Dave Jackson14 Jan 2020 9:20 a.m. PST

Ducks & covers….

Handlebarbleep14 Jan 2020 9:01 p.m. PST

Siborne was originally gathering evidence for his meticulously constructed models, and that is what his data gathering was initially for. His history grew out of the narratives he wrote to accompany the model.

He was also writing whilst most of the senior participants were still alive and he himself remained a serving officer. The conventions of the time were that people were very protective of their honour, duels were becoming less common but were not unknown! As a result, any criticism is very circumspect. Some have accused him of being paid to favour certain officers, but objective examination of the evidence do not seem to bear this out.

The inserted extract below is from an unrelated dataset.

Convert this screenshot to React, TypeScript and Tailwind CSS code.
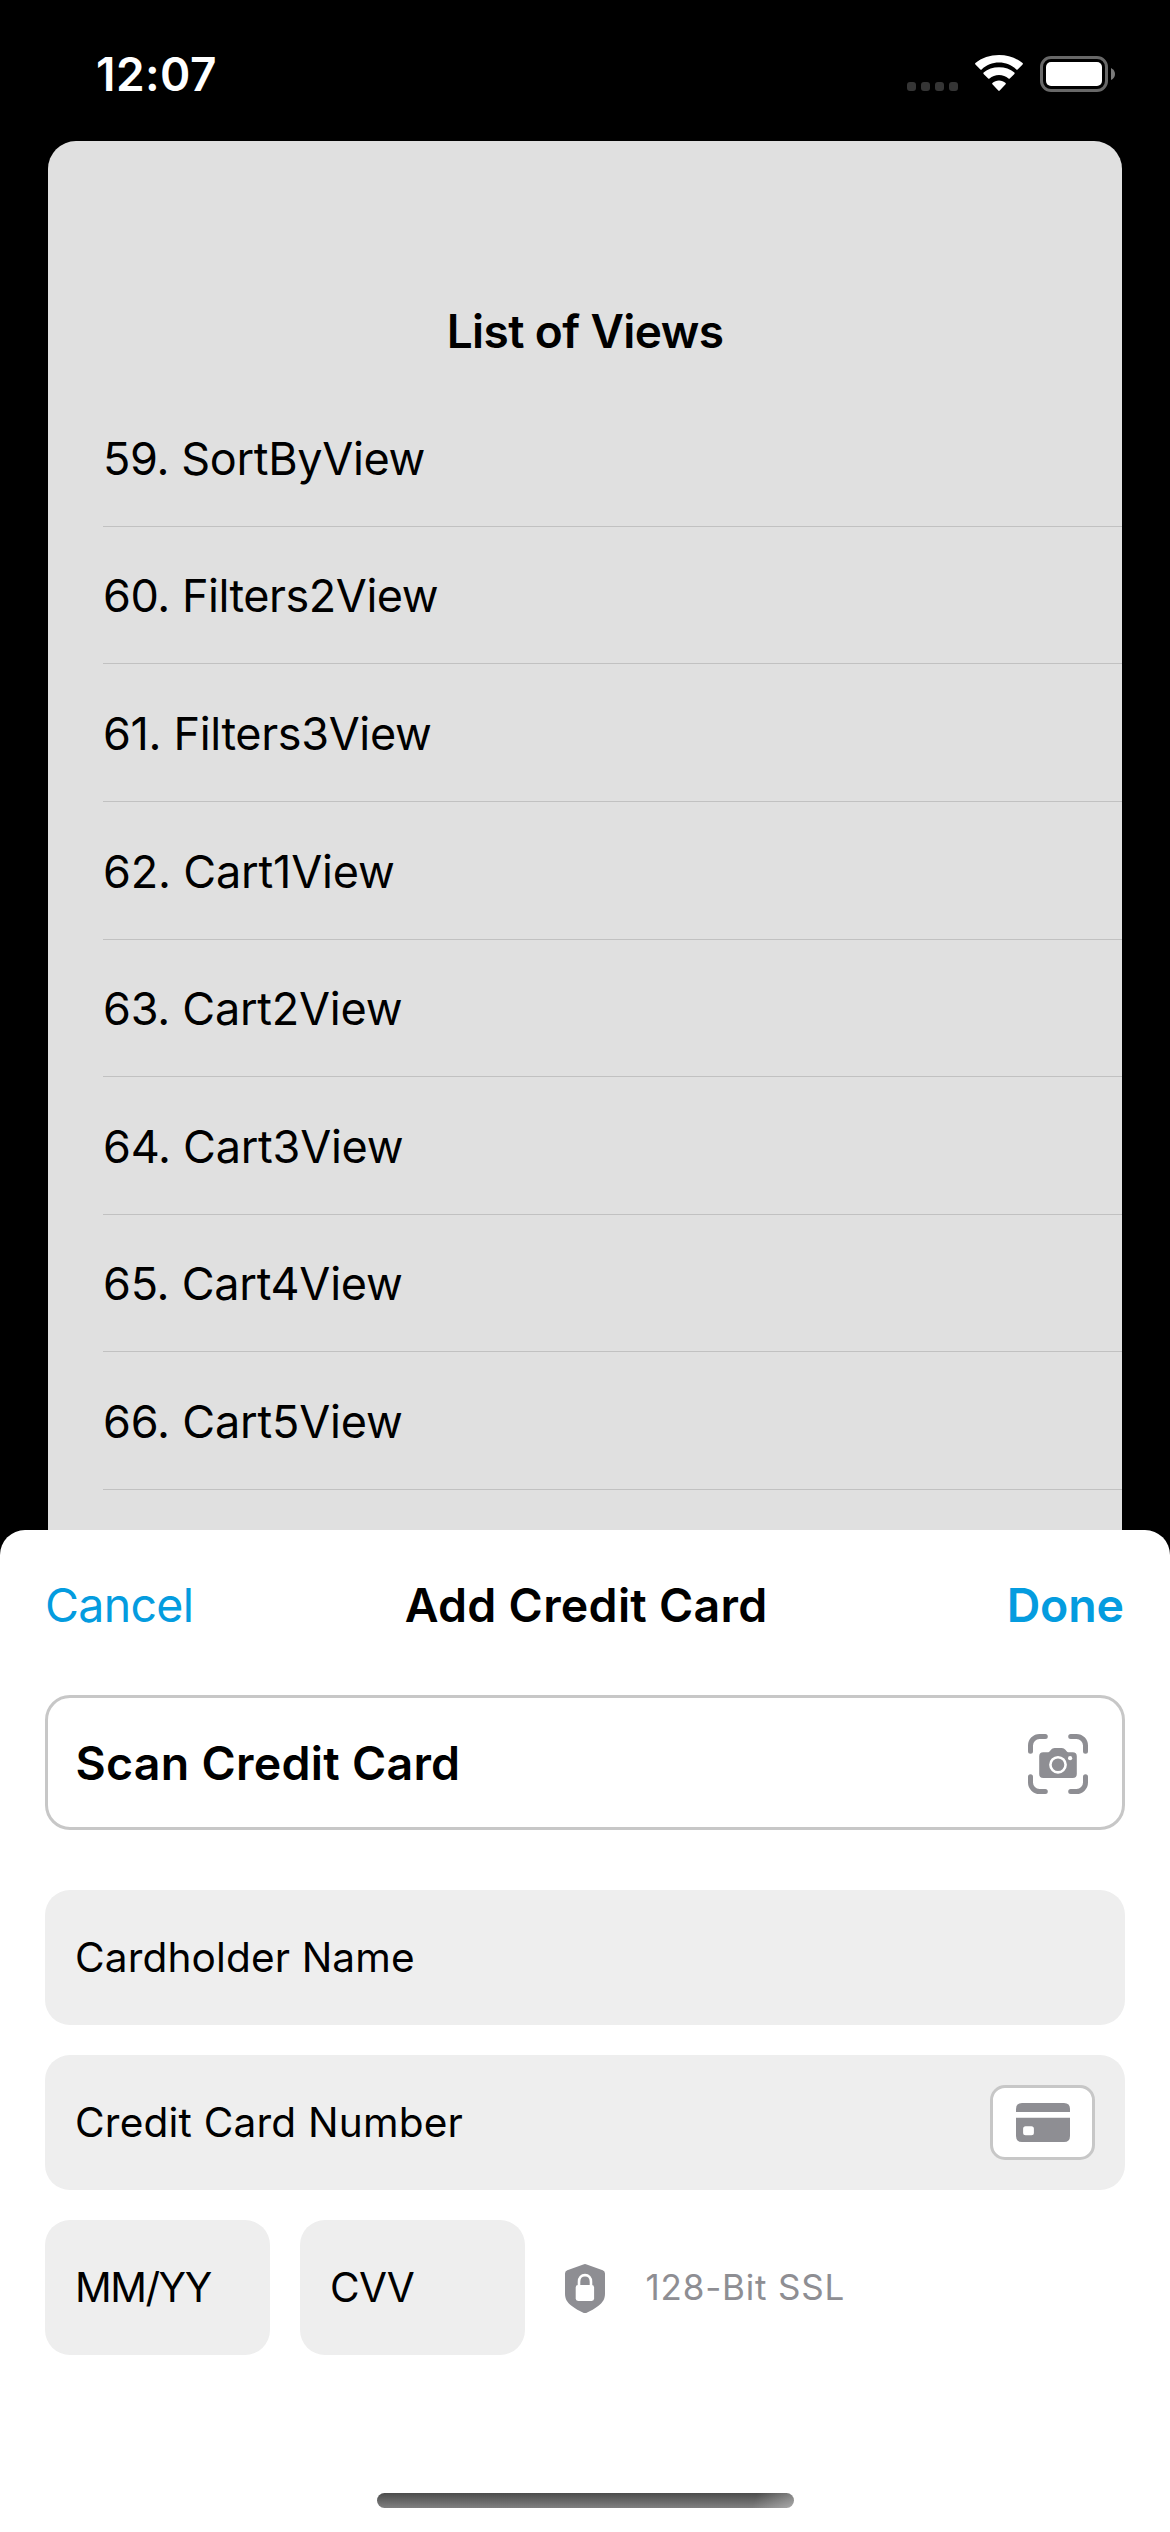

Most serious students will go beyond his work to the primary source material, currently held in the British Library. This are available in more accessible format, thanks to his son "Waterloo Letters". Siborne did receive letters in German from many KGL officers and one or two Prussians. However, it is unknown how much German he read. These letters have been made available by Gareth Glover as his "Letters from Waterloo". Gareth has gone on to unearth further British and German primary sources in his Waterloo Archive series of books.

He made some errors, for example we now think that Bijlandt's brigade was withdrawn to the ridge before D'Erlon's assault. However most Anglophone authors since have largely followed the broad sweep of his narrative to some extent or another.

Like many works written in the 19th Century, you have to remember that standards of historical enquiry were lower, and national bias and prejudice was considered normal. The litery style was also quite florid and verbose, so it;s heavy going in parts. As long as you read him with all that in mind, it's actually remarkably good.

However, I'd consult more modern works, such as those by Glover, Dawson or Hussey for more objective views. To take a broader view from other nation's material I'd recommend Muilwijk, Franklin and Field.

Just a personal view, of course, but I don't think any serious Waterloo enthusiasts bookshelf is complete without it.